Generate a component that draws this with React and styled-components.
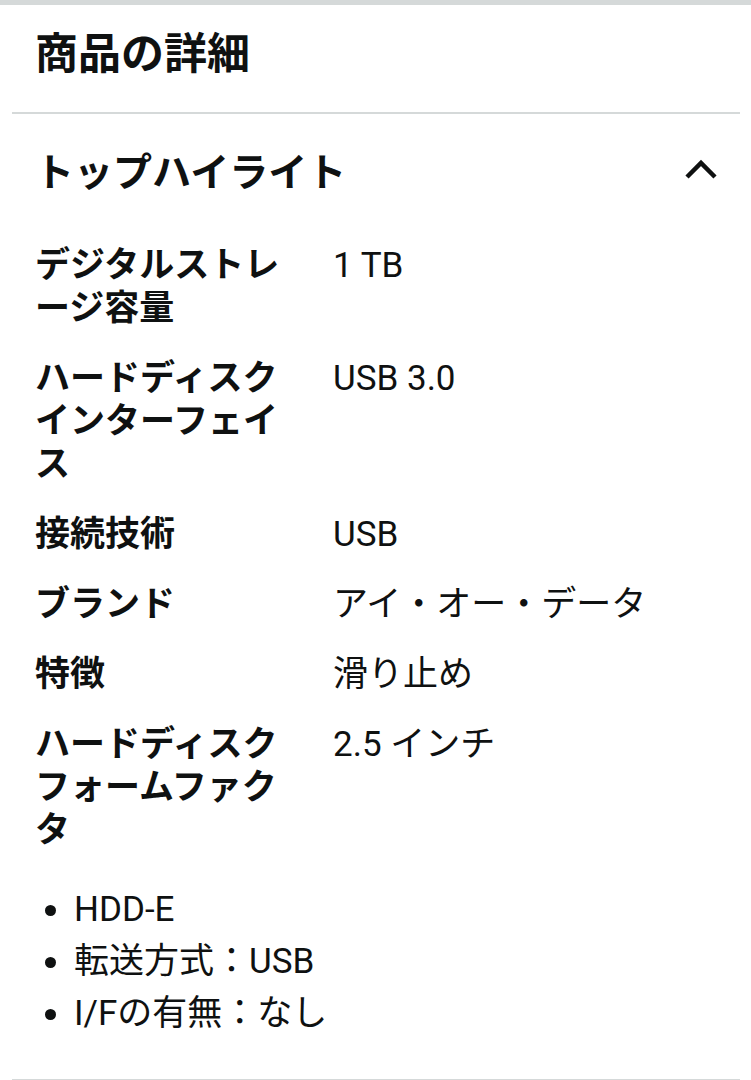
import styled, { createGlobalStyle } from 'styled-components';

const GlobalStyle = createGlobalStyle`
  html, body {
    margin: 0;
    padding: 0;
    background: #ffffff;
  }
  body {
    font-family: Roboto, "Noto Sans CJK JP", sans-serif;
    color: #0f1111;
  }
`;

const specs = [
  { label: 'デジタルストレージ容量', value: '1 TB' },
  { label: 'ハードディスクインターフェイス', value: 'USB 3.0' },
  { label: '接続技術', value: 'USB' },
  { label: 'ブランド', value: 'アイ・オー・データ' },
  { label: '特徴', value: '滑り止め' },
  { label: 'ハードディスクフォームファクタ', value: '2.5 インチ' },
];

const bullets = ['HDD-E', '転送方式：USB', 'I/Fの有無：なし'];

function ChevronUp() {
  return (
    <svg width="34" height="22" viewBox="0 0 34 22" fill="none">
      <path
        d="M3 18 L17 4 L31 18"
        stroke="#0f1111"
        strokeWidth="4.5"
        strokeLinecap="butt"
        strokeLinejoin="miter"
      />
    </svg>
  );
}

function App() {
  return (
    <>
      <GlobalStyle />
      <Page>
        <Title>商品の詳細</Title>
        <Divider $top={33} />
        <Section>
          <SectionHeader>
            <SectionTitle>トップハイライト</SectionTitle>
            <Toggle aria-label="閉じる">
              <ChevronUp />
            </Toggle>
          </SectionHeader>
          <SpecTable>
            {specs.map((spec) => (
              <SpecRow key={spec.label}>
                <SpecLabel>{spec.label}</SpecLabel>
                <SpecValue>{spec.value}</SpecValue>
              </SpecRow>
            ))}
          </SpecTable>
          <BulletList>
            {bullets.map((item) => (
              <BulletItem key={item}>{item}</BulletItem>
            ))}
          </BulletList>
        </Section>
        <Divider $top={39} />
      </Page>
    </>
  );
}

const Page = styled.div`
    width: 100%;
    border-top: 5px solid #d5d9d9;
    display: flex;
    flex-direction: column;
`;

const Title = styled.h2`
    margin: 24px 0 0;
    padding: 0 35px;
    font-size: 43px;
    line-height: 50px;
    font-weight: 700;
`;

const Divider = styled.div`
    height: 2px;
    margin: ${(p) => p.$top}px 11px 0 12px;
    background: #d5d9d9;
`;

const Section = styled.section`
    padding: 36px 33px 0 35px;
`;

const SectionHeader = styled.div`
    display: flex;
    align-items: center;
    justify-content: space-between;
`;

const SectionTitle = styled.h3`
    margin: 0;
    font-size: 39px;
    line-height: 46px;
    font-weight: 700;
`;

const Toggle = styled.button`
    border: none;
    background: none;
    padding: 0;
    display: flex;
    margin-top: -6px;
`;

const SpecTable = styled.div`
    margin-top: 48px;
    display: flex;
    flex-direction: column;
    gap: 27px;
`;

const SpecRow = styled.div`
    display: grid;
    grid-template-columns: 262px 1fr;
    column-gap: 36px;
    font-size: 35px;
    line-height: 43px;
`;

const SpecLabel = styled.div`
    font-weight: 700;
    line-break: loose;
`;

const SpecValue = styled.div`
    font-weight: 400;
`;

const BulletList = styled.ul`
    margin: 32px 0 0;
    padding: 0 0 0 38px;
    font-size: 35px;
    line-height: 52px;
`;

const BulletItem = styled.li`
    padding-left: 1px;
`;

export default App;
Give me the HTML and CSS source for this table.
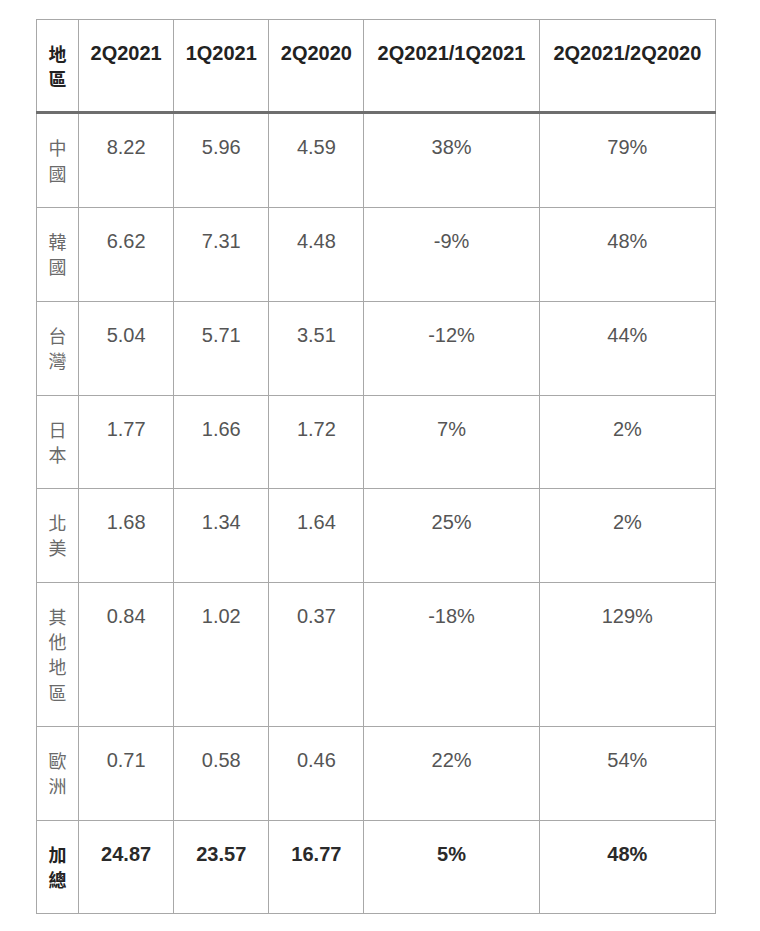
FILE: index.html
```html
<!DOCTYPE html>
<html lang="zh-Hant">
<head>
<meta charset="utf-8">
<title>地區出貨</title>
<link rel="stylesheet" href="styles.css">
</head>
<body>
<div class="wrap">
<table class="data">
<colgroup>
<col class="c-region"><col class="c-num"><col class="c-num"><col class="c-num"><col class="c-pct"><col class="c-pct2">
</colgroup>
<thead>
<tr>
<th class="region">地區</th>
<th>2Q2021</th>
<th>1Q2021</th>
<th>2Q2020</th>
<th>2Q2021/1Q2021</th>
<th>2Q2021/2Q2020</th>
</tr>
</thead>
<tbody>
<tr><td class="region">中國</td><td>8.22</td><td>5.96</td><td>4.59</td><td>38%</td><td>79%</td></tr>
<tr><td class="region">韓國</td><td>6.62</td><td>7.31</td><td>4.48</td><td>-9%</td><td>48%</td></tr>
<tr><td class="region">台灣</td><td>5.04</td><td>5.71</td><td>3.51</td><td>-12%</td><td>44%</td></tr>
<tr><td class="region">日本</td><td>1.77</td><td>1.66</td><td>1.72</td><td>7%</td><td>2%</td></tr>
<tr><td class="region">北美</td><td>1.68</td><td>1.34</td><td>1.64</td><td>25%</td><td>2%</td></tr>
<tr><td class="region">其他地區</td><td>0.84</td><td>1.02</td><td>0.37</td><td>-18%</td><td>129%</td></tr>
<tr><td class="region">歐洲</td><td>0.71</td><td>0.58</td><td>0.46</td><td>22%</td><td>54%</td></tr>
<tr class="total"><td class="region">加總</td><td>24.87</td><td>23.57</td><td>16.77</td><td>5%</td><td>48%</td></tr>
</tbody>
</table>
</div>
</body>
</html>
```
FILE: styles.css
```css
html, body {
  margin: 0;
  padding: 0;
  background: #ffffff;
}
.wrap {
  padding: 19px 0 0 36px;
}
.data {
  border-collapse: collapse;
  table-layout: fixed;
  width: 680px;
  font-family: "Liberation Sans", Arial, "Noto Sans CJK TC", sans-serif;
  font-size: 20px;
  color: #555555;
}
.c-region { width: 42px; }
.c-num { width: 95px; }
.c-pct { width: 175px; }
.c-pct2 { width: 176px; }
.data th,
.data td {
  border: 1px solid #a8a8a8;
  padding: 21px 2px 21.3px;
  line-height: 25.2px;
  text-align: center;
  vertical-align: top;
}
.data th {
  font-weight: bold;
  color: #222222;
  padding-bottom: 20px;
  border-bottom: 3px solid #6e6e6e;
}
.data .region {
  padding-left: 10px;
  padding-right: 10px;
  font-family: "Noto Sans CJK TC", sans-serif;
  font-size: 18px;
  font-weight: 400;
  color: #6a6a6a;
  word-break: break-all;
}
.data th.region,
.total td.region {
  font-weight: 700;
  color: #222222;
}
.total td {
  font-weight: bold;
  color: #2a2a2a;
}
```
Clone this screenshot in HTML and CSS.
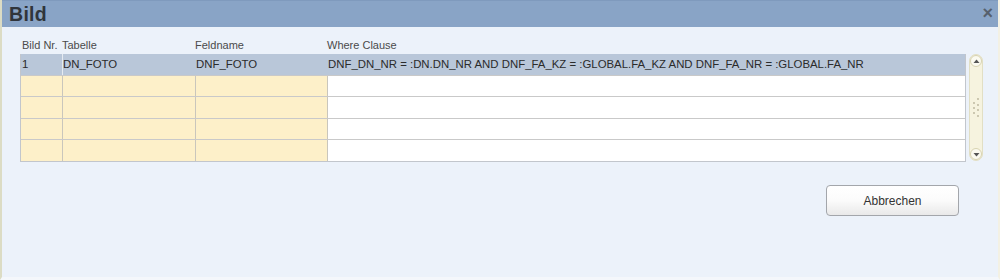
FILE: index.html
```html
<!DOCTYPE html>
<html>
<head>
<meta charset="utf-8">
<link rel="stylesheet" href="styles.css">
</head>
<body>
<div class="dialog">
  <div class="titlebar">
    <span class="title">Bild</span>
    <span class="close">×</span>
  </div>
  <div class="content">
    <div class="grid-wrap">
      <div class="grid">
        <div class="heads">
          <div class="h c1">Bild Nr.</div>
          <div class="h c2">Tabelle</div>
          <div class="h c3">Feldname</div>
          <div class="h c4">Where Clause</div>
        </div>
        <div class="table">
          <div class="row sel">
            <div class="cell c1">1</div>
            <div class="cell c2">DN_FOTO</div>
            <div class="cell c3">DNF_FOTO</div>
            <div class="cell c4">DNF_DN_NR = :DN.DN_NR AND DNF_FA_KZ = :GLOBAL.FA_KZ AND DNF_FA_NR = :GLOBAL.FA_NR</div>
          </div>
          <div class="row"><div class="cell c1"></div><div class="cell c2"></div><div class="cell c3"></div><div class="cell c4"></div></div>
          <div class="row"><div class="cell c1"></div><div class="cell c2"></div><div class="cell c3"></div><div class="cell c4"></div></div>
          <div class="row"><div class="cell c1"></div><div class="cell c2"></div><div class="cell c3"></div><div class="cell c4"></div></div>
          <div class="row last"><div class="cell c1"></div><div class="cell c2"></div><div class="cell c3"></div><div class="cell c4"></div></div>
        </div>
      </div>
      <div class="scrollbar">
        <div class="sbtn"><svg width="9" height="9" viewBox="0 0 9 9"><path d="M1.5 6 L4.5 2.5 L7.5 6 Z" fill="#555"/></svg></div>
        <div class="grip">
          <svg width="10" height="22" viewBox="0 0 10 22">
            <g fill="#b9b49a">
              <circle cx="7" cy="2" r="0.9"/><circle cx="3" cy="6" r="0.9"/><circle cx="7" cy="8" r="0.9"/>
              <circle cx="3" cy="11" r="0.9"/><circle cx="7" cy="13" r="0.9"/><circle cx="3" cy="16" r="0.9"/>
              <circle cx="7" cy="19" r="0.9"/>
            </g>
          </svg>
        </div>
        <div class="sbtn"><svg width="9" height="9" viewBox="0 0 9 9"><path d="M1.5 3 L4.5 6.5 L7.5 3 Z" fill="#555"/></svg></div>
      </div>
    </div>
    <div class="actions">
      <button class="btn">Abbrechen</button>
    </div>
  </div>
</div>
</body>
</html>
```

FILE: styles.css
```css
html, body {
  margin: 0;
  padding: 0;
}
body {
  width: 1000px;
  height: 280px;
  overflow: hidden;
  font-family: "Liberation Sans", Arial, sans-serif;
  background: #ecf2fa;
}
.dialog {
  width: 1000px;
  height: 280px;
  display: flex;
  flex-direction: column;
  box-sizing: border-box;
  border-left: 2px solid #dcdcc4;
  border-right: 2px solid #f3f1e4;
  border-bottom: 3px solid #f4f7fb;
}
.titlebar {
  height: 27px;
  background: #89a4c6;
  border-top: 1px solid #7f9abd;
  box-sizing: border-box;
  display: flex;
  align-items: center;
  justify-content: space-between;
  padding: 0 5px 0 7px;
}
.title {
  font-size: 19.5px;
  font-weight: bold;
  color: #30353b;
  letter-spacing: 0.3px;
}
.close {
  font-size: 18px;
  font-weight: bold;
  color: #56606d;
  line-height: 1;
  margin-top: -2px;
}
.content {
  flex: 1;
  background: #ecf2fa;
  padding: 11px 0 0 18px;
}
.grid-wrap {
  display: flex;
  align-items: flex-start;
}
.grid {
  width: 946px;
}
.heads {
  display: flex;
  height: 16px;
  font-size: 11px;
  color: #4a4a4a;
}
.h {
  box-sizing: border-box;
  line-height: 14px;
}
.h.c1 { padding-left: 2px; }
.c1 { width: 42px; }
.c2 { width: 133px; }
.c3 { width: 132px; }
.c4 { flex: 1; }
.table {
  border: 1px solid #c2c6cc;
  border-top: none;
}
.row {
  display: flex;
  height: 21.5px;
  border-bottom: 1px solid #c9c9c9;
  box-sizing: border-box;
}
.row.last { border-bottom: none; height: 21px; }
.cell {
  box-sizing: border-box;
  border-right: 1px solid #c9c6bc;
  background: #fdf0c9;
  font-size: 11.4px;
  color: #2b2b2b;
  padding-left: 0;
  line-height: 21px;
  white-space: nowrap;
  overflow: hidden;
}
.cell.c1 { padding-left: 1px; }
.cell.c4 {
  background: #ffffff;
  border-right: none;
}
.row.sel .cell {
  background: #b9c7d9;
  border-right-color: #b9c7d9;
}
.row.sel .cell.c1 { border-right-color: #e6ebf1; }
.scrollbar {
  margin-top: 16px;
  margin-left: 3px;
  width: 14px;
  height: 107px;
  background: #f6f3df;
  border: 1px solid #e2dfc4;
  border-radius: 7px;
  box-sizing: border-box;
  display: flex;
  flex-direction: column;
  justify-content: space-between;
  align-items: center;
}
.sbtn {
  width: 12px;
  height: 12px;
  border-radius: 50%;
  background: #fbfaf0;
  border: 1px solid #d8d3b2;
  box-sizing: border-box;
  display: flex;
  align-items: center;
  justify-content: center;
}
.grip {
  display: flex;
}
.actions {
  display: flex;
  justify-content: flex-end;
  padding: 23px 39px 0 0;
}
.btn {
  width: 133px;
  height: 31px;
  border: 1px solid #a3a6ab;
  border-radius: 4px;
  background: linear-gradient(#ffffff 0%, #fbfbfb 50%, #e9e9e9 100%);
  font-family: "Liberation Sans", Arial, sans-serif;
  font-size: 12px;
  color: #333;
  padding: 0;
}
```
★ ★ ★
SET TASK: Report how many lines of the listing above include the word "this". Say nothing but the number.

RESULT: 3